After one last bow ride, with the cruise almost over, Tres turned to return to the stern. The wind at his back, the strap of his hat at the front, he made a gallant grab, but the hat was gone. Floating, top up, a gift to the gods. Embarrassed and dejected, hapless and hatless, he looked around for witnesses. "Oh well, at least no one saw." But the Captain sees all. The Jus Tango slowed and reversed course, a deckhand at the ready with a long-handled broom, the hat was plucked from the sea. He rinsed it off and gave it back to its grateful owner. Tres gave him a hearty thanks, and a tip, and came back to his seat to dab the hat dry. The Oceania beach towels are over-sized, soft and plush. When the deckhand came by to check on the hat, he asked if he might have the towel for a souvenir. Seriously, he asked for the towel. "Of course. Absolutely. No problem. The least I can do." So, we would return to the ship that afternoon one towel short, but two hats strong. Added bonus: the wet hat was a cool washcloth to the forehead, a refreshing reminder of good fortune. We have been shaken down for tips by Gypsies in Florence and by a cop in Egypt, and now, for a towel, by a deckhand in St. Lucia. How cool is that???

Docked at Soufriere, we transferred to ground transportation for the remainder of the day, a Toyota mini-bus-van considerably less ship shape, fresh, and roomy than the catamaran had been. Out of town and up the hill, lunch was served at an "historic estate...where you will dine on Caribbean delicacies in old plantation ambiance." Maybe a quibble here or there with the tour description, but Morne Coubaril Estate is certainly historic. Three large, open-sided dining huts were set with rustic, handmade tables and chairs, cats lurking underfoot, termites eating through the roof above. The buffet was very nice: banana salad, breadfruit, red beans, rice, barbecued chicken, and fried jackfish. For dessert, carrot cake that was far more cake than carrot. A taste of the islands and we didn't get sick.

Full from lunch, time for some aroma therapy. "Sulphur Springs, the world's only drive-in volcano, where you can drive right into the crater and see the pools of bubbling mud." Rotten eggs, they say, but it was more than that. Salt in the wound of the rotting flesh. Something savory. Maybe we were just thinking of lunch, but it called to mind red beans and rice. Rotten eggs, red beans and rice. Interesting, but not exactly nice to look at, down several flights of stairs, and back up several more, we arrived at the top of the mountain and thought, "This is it?" The Sulphur Springs tour guide took a survey of home states in the crowd. When we called out Washington, he said, "Ah, yes, Washington State. Mt. St. Helens." A connection made, a volcanic bond forged.


Last stop, the Diamond Botanical Gardens and Waterfall. Just inside the gates, the clouds opened up, not the mist of the morning, but gallon buckets of crocodile tears.

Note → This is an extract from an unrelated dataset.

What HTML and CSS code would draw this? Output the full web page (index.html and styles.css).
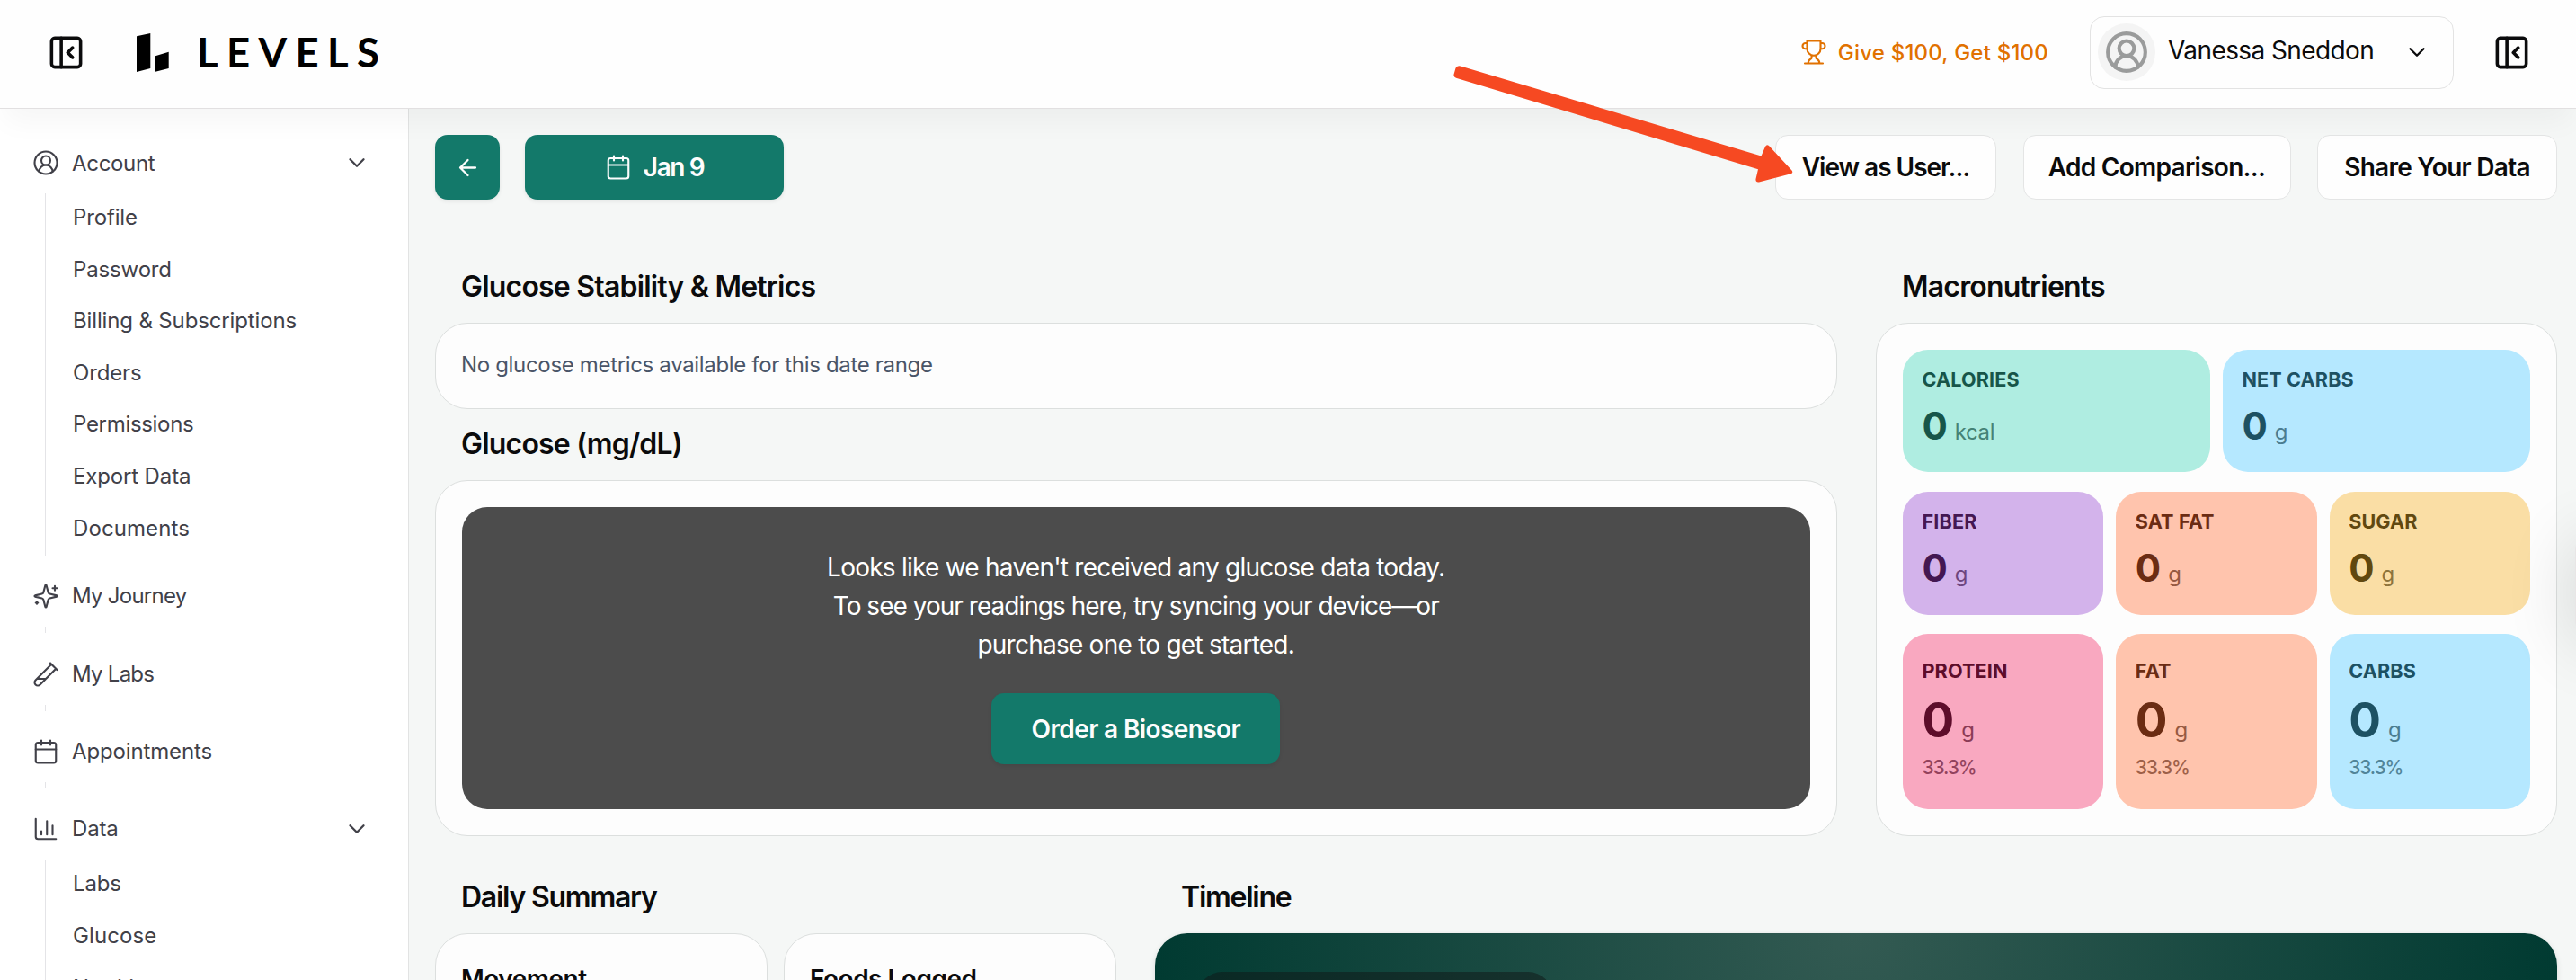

We took refuge in a shelter to wait out the worst of it. A meandering path led up the hill through wilderness groomed and tamed. Still more jungle than garden, but no less lovely. At the top, the waterfall.


The drive back to Castries, up and down the winding coastal road, took us by the Cul de Sac and Roseau banana plantations and the fishing villages of Canaries and Anse-La-Raye. Looking forward to birthday drinks with her girlfriends, Natasha skipped two photo stops, driving around the other two vans on our tour as they stopped for pictures. Tres was fuming, camera at the ready with no pictures to take. Still, it was one of the best tours we have taken.

Admittedly the sample size is small, but it seems to us that island poverty in the Caribbean follows a Southerly course. The closer we come to the equator, the more desperate the conditions. And we still have a long way to go.